--- Start of Records for processing ---

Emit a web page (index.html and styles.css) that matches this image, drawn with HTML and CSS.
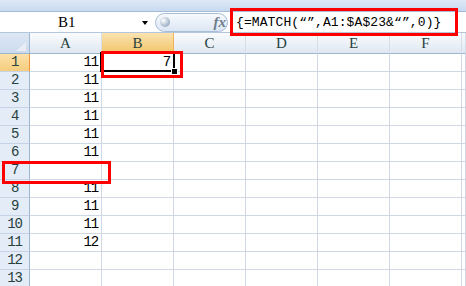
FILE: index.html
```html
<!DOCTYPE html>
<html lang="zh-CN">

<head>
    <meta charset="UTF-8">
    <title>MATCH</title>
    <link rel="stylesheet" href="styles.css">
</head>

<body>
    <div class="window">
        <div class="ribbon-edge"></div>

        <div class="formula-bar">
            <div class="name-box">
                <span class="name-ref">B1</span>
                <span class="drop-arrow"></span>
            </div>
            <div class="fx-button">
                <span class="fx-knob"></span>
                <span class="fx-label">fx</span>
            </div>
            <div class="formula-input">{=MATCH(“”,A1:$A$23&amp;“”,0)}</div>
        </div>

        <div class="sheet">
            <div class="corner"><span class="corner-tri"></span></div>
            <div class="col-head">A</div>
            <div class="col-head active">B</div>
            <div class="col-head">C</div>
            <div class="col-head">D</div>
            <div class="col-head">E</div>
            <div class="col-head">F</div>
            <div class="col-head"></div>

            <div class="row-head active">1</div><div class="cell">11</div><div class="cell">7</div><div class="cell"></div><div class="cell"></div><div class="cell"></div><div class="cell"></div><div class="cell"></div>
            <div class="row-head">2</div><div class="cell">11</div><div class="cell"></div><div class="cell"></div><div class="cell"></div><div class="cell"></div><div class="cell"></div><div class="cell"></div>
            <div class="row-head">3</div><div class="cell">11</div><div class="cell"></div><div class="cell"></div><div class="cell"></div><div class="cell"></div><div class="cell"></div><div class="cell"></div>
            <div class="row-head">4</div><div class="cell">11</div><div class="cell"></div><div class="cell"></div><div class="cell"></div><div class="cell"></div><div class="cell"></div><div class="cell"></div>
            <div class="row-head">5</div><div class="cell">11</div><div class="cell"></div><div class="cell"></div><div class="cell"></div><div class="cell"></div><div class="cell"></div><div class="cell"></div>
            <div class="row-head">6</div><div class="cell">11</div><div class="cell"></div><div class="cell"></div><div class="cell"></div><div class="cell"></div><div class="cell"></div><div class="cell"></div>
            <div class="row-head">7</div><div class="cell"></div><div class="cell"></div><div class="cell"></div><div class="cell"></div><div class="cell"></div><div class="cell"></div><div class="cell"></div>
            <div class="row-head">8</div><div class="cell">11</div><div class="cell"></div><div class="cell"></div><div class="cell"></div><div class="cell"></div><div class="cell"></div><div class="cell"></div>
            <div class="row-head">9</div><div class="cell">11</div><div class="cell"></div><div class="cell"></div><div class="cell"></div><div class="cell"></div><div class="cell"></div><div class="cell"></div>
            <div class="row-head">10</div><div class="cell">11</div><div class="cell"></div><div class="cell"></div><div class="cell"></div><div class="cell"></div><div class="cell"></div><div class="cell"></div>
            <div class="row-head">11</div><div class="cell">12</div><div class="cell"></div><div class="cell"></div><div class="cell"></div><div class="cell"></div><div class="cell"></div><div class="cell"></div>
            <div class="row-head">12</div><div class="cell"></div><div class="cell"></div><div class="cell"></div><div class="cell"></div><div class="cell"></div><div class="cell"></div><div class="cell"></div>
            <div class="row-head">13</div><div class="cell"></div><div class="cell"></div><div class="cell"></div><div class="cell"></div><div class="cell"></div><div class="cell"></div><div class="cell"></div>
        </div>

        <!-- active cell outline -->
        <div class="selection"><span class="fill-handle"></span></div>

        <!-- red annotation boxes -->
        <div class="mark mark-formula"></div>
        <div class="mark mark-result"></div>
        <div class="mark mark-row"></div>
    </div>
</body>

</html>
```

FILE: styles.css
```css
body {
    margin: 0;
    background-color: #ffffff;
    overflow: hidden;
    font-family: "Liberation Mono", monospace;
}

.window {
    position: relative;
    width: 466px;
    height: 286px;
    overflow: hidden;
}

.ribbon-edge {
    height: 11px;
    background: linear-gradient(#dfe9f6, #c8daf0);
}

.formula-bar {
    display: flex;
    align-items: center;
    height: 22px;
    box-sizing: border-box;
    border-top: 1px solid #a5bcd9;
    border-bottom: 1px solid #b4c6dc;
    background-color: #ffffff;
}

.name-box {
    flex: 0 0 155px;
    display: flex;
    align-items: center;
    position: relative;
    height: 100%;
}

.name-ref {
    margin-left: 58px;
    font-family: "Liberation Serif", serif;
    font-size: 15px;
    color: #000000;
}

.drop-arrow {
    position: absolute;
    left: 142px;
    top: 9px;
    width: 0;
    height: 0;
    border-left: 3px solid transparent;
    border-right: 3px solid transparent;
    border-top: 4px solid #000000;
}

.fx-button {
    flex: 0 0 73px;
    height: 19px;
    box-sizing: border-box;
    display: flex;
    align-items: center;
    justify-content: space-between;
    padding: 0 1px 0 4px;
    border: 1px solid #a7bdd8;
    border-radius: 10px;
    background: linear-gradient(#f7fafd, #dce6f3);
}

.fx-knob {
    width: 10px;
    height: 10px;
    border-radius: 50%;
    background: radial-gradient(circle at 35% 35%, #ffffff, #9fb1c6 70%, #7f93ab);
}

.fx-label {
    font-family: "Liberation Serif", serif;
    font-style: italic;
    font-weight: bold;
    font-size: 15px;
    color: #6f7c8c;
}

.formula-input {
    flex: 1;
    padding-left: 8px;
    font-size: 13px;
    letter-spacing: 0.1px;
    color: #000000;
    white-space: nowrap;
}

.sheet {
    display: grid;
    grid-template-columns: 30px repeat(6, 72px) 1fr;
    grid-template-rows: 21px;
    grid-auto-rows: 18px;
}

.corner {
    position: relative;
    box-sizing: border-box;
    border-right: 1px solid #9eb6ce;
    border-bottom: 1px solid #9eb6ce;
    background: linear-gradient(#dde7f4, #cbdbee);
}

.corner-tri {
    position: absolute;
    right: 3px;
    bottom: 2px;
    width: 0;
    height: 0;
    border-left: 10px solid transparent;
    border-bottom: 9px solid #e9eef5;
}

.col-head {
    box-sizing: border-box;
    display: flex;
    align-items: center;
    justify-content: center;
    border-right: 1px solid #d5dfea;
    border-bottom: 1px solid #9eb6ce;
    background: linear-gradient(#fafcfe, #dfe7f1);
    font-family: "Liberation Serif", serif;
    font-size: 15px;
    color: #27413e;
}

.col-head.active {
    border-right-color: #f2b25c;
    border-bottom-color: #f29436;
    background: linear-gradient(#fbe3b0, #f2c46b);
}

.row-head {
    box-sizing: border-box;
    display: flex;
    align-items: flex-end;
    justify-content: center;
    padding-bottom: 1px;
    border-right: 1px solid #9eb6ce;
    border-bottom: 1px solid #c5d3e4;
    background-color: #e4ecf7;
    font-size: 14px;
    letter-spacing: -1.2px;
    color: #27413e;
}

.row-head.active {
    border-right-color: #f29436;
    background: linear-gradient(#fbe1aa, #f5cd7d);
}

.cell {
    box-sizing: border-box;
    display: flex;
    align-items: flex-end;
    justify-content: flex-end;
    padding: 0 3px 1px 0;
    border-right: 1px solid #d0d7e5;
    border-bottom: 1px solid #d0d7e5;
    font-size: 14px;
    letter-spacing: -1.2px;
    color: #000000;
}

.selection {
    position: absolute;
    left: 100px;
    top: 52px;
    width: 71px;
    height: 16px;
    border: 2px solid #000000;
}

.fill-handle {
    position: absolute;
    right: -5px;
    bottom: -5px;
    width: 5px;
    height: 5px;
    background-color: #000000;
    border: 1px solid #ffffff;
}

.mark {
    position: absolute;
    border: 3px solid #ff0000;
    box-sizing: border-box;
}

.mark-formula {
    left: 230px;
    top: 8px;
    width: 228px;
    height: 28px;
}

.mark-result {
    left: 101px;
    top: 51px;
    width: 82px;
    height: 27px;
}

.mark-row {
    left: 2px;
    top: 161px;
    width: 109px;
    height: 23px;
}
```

--- End of Records for processing ---
--- Start of Records for processing ---

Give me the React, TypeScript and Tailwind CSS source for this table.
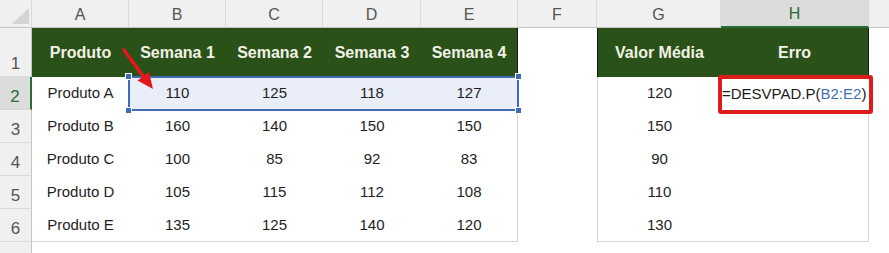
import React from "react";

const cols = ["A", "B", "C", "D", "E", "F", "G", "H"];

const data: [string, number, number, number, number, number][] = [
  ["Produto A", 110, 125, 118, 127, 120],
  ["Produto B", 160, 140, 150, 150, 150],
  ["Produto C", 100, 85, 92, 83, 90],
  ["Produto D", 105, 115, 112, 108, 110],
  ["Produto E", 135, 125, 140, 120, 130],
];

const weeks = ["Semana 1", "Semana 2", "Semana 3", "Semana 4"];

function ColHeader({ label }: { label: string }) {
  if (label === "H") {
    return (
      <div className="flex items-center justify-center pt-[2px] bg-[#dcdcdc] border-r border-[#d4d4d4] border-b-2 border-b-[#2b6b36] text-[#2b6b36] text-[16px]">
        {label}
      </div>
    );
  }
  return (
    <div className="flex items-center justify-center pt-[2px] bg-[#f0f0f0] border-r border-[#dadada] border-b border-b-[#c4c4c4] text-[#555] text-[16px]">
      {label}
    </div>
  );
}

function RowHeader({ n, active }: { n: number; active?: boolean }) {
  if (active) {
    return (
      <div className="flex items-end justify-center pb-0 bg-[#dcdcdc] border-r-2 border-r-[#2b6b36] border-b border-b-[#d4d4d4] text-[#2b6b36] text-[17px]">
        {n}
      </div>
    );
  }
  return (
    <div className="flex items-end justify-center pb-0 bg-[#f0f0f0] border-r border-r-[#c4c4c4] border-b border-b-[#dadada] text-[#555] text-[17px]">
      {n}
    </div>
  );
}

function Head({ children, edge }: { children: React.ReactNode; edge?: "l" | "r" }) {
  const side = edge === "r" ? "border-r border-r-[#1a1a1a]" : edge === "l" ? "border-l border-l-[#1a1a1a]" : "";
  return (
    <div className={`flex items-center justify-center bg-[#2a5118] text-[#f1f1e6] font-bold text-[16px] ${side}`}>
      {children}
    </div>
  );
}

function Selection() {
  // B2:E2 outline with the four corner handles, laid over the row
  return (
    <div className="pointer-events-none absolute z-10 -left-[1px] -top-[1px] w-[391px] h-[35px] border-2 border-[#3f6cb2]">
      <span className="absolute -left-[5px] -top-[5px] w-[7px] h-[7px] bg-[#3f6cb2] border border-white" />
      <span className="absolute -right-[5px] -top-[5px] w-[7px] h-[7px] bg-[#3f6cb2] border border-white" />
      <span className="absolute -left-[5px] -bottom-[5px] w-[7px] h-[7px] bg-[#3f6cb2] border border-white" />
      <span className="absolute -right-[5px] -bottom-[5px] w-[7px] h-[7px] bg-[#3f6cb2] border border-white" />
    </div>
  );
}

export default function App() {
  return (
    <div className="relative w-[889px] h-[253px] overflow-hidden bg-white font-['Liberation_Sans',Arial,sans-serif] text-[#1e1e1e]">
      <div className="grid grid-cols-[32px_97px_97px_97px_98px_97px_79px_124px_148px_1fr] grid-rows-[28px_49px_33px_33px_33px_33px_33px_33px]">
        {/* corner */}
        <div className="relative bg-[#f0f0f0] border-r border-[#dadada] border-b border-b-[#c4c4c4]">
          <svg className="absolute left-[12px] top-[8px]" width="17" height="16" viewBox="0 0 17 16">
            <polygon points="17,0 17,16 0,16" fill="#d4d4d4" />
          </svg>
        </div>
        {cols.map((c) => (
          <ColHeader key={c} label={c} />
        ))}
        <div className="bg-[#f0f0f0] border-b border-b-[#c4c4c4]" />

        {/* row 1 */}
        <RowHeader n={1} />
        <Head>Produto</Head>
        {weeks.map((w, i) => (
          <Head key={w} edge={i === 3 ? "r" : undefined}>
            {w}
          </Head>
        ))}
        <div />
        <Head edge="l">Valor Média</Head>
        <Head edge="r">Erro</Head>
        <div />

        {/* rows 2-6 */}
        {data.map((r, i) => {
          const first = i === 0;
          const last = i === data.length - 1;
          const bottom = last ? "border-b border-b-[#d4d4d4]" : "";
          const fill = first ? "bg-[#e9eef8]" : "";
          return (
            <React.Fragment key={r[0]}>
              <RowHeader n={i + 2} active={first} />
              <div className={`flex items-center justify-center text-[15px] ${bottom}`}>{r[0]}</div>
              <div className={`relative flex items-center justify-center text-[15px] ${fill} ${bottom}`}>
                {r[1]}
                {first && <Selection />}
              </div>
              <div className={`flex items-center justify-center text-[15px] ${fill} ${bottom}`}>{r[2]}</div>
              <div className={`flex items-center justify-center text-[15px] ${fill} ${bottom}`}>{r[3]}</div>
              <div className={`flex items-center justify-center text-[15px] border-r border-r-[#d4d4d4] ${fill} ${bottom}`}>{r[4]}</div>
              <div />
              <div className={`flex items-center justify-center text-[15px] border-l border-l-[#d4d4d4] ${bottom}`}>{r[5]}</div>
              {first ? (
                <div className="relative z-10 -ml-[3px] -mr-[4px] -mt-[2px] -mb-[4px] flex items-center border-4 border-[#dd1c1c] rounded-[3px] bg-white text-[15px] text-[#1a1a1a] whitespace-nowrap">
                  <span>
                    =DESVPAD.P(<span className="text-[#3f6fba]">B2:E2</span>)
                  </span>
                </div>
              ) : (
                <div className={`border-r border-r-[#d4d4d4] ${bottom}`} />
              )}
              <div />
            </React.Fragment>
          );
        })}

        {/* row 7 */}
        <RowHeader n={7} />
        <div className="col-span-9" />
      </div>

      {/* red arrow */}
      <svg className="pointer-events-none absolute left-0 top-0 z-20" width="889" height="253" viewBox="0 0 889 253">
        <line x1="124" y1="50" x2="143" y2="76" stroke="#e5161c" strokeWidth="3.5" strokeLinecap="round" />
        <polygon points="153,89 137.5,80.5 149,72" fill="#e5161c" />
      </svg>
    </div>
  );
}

--- End of Records for processing ---
--- Start of Records for processing ---

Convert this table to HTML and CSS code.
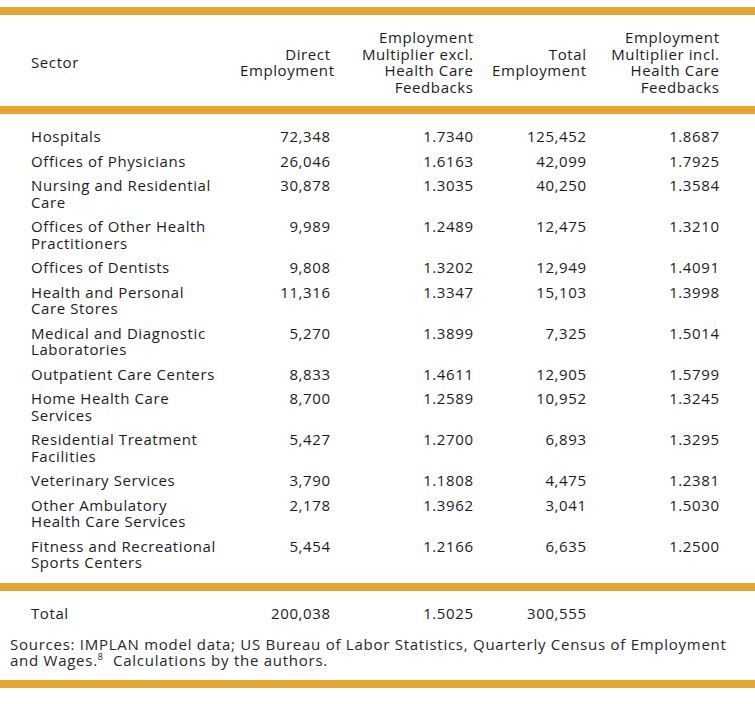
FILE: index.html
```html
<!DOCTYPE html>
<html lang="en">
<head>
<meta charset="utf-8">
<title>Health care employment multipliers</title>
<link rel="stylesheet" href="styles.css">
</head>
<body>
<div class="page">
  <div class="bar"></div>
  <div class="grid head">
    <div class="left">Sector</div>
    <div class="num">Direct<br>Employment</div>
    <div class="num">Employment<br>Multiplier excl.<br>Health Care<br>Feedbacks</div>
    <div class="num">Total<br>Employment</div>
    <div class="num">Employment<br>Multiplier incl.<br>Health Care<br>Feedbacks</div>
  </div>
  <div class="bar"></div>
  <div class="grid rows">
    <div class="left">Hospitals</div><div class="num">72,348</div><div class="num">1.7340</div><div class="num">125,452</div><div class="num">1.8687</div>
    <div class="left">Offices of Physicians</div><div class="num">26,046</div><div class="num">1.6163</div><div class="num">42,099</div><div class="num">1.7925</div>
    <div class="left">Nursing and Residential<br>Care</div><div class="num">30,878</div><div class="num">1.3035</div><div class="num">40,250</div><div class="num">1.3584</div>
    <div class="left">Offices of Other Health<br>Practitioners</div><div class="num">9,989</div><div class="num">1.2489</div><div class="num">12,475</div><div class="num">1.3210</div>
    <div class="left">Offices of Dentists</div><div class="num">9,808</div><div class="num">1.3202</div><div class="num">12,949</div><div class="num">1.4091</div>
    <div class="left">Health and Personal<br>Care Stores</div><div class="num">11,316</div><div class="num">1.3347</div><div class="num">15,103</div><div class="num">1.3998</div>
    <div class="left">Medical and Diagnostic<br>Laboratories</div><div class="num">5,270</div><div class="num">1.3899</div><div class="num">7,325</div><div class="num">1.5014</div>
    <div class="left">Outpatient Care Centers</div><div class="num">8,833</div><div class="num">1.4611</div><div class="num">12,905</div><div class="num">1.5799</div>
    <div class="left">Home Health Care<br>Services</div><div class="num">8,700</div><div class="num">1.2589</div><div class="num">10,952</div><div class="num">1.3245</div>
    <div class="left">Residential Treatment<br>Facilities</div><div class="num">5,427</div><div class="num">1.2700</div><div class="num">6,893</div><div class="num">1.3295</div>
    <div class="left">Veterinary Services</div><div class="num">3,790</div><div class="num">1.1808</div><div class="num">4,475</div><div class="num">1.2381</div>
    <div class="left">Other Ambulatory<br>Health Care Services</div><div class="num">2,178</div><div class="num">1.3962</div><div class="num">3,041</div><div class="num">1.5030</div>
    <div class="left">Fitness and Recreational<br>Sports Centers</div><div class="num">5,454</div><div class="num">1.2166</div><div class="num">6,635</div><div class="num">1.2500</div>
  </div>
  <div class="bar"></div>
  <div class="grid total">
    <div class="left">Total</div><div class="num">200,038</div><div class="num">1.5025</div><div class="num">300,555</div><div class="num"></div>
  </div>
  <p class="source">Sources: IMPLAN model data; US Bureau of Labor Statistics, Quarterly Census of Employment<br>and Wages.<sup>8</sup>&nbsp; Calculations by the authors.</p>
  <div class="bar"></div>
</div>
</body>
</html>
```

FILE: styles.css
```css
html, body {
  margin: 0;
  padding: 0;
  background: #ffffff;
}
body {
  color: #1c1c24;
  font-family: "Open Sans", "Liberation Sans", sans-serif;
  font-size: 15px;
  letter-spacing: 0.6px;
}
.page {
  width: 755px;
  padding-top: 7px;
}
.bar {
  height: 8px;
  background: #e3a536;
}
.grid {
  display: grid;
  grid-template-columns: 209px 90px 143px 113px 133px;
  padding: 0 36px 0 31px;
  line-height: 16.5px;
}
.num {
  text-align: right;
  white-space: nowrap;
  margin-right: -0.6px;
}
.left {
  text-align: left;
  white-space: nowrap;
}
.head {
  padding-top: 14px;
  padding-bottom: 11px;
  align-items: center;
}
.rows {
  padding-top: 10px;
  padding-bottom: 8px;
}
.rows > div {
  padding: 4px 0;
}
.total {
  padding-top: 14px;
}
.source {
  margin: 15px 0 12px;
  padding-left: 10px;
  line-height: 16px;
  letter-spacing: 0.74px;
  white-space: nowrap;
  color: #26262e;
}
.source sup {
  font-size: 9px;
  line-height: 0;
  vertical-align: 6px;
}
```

--- End of Records for processing ---

### Exercise directions:
Find the word "React" in the data and copy out each line where it turns up.

### Solution for this task:
Give me the React, TypeScript and Tailwind CSS source for this table.
import React from "react";
function Head({ children, edge }: { children: React.ReactNode; edge?: "l" | "r" }) {
            <React.Fragment key={r[0]}>
            </React.Fragment>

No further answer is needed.